I just believe Brad truly believes he owns what he says he owns, the same way P&R do. That’s why they’re going all the way on this. The best option would have been a settlement, but well, at least one side was too stubborn for that. So here we are, where most likely no one truly wins in the end.
Brad did finally run into someone just as stubborn on lawsuits as he is and able to fight back, and this is what happens when that happens.
He totally doesn’t. He even originally admitted he didn’t, which is why he asked P&F if they could license him Star Control 1 and 2 originally. And then when they refused to because they were making their own game (and said as much) and he suddenly told them he owned everything and he was being NICE offering to be licensed instead of just freezing them out and then set about doing stuff to steal the rights, like coercing the UQM Project, who were granted portions of the copyrights, into giving them and the trademark up to Brad.
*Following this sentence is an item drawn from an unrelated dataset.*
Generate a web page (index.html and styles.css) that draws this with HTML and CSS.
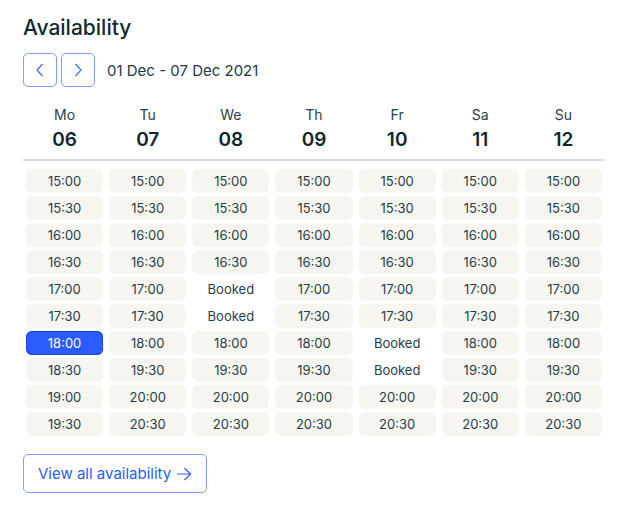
FILE: index.html
```html
<!DOCTYPE html>
<html lang="en">
<head>
  <meta charset="UTF-8" />
  <title>Availability</title>
  <link rel="stylesheet" href="styles.css">
</head>
<body>
  <div class="availability">
    <h2 class="title">Availability</h2>
    <div class="week-nav">
      <button class="nav-btn" aria-label="Previous week">
        <svg width="14" height="16" viewBox="0 0 14 16"><path d="M9.5 2 L4 8 L9.5 14" fill="none" stroke="#3d68ff" stroke-width="1.2"/></svg>
      </button>
      <button class="nav-btn" aria-label="Next week">
        <svg width="14" height="16" viewBox="0 0 14 16"><path d="M4.5 2 L10 8 L4.5 14" fill="none" stroke="#3d68ff" stroke-width="1.2"/></svg>
      </button>
      <span class="range">01 Dec - 07 Dec 2021</span>
    </div>

    <div class="days" id="days"></div>

    <button class="view-all">View all availability
      <svg width="16" height="14" viewBox="0 0 16 14"><path d="M1 7 H14.5 M8.5 1 L14.5 7 L8.5 13" fill="none" stroke="#2b5cff" stroke-width="1.2"/></svg>
    </button>
  </div>

  <script>
    var days = [
      { name: 'Mo', num: '06', slots: ['15:00','15:30','16:00','16:30','17:00','17:30','18:00*','18:30','19:00','19:30'] },
      { name: 'Tu', num: '07', slots: ['15:00','15:30','16:00','16:30','17:00','17:30','18:00','19:30','20:00','20:30'] },
      { name: 'We', num: '08', slots: ['15:00','15:30','16:00','16:30','Booked','Booked','18:00','19:30','20:00','20:30'] },
      { name: 'Th', num: '09', slots: ['15:00','15:30','16:00','16:30','17:00','17:30','18:00','19:30','20:00','20:30'] },
      { name: 'Fr', num: '10', slots: ['15:00','15:30','16:00','16:30','17:00','17:30','Booked','Booked','20:00','20:30'] },
      { name: 'Sa', num: '11', slots: ['15:00','15:30','16:00','16:30','17:00','17:30','18:00','19:30','20:00','20:30'] },
      { name: 'Su', num: '12', slots: ['15:00','15:30','16:00','16:30','17:00','17:30','18:00','19:30','20:00','20:30'] }
    ];

    var wrap = document.getElementById('days');
    days.forEach(function (d) {
      var col = document.createElement('div');
      col.className = 'day';
      var html = '<div class="day-head"><div class="day-name">' + d.name + '</div><div class="day-num">' + d.num + '</div></div><div class="slots">';
      d.slots.forEach(function (s) {
        if (s === 'Booked') html += '<div class="slot booked">Booked</div>';
        else if (s.slice(-1) === '*') html += '<div class="slot selected">' + s.slice(0, -1) + '</div>';
        else html += '<div class="slot">' + s + '</div>';
      });
      col.innerHTML = html + '</div>';
      wrap.appendChild(col);
    });
  </script>
</body>
</html>
```

FILE: styles.css
```css
body {
  margin: 0;
  background: #fff;
  font-family: Inter, 'Noto Sans', sans-serif;
  color: #173640;
}
.availability {
  width: 582px;
  padding: 16px 0 0 23px;
}
.title {
  margin: 0;
  font-size: 21px;
  line-height: 24px;
  font-weight: 500;
  color: #112a32;
}
.week-nav {
  display: flex;
  align-items: center;
  gap: 4px;
  margin-top: 13px;
}
.nav-btn {
  width: 34px;
  height: 34px;
  padding: 0;
  border: 1px solid #7f9cff;
  border-radius: 5px;
  background: #fff;
  display: flex;
  align-items: center;
  justify-content: center;
}
.range {
  margin-left: 8px;
  font-size: 15px;
  color: #1d3a43;
}
.days {
  display: grid;
  grid-template-columns: repeat(7, 1fr);
  margin-top: 18px;
}
.day-head {
  text-align: center;
  border-bottom: 2px solid #dcdcdc;
  padding-bottom: 7px;
}
.day-name {
  font-size: 14px;
  line-height: 18px;
  color: #2a4149;
  margin-top: 1px;
}
.day-num {
  font-size: 19px;
  line-height: 24px;
  font-weight: 600;
  color: #0f262d;
  margin-top: 4px;
}
.slots {
  display: flex;
  flex-direction: column;
  gap: 3px;
  padding: 8px 3px 0 3px;
}
.slot {
  height: 24px;
  line-height: 24px;
  text-align: center;
  font-size: 13px;
  background: #f7f5f0;
  border-radius: 6px;
  color: #1f3e47;
}
.slot.booked {
  background: none;
}
.slot.selected {
  background: #2b5cff;
  color: #fff;
  box-shadow: inset 0 0 0 1px #1b47e0;
}
.view-all {
  margin-top: 18px;
  height: 39px;
  padding: 0 14px;
  border: 1px solid #7f9cff;
  border-radius: 5px;
  background: #fff;
  color: #2b5cff;
  font-family: inherit;
  font-size: 15px;
  display: flex;
  align-items: center;
  gap: 5px;
}
```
If he truly believed he owned it, he would not need to do any of that.
And maybe you should have read my post instead of ignoring it and pretending none of it happened. Because as stated, P&F were the ones who tried to settle amicably with Stardock, both make their own games without getting in the other’s way, and Stardock refused and set the terms at ‘P&F works for them, gives up all rights, and is owned by Stardock wholly’. The only stubbornness was that they were ABLE to fight back against Stardock trying to bully them out of their rights.
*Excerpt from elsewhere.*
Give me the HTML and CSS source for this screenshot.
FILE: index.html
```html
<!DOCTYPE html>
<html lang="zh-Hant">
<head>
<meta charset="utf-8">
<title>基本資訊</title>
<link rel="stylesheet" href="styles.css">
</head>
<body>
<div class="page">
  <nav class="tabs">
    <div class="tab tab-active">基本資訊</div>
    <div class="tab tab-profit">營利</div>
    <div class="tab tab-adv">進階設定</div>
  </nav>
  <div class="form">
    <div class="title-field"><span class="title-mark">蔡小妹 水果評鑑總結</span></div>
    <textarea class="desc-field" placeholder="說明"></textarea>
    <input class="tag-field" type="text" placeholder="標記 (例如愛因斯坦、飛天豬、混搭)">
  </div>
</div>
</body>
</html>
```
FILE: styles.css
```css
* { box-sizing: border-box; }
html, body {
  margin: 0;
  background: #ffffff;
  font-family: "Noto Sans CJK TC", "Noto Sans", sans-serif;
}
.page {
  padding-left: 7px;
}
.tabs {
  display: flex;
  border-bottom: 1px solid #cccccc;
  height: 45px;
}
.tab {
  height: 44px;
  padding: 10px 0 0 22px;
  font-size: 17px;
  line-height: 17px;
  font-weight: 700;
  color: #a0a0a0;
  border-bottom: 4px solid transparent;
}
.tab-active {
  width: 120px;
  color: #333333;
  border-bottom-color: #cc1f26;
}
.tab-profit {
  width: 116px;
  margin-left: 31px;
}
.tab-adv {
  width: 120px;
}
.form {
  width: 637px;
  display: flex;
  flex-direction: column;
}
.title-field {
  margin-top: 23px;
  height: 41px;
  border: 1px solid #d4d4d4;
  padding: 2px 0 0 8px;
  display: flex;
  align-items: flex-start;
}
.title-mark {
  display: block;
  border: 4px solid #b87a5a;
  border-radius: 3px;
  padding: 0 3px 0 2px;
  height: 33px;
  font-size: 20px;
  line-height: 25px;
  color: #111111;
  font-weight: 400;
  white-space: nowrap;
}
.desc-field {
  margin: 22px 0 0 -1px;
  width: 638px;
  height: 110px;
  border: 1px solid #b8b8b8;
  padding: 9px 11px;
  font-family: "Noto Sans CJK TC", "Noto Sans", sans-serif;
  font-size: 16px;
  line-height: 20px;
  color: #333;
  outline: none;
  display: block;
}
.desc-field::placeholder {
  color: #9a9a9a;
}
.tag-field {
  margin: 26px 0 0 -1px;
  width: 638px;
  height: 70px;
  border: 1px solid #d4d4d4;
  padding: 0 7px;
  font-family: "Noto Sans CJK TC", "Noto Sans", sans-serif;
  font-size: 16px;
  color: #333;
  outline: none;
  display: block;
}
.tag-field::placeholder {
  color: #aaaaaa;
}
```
Where is this communication? I’ve seen this referenced countless times by BW, but it’s not in the court documents. Something as important as whether R&F did or did not comply with Stardock’s request to remove potentially trademark infringing content seems like a great exhibit, yet I haven’t seen it. I could be mistaken, of course.
I’ve poured through the court documents and can’t find any specific emails. Stuff gets quoted in filings, but nothing that talks about this at all. The emails haven’t been filed at all, so there’s nothing that can be confirmed from them that I can find. I can’t even find them in Stardock’s filings. P&F’s the only one who really quotes emails. So yeah, I’m interested in seeing these too.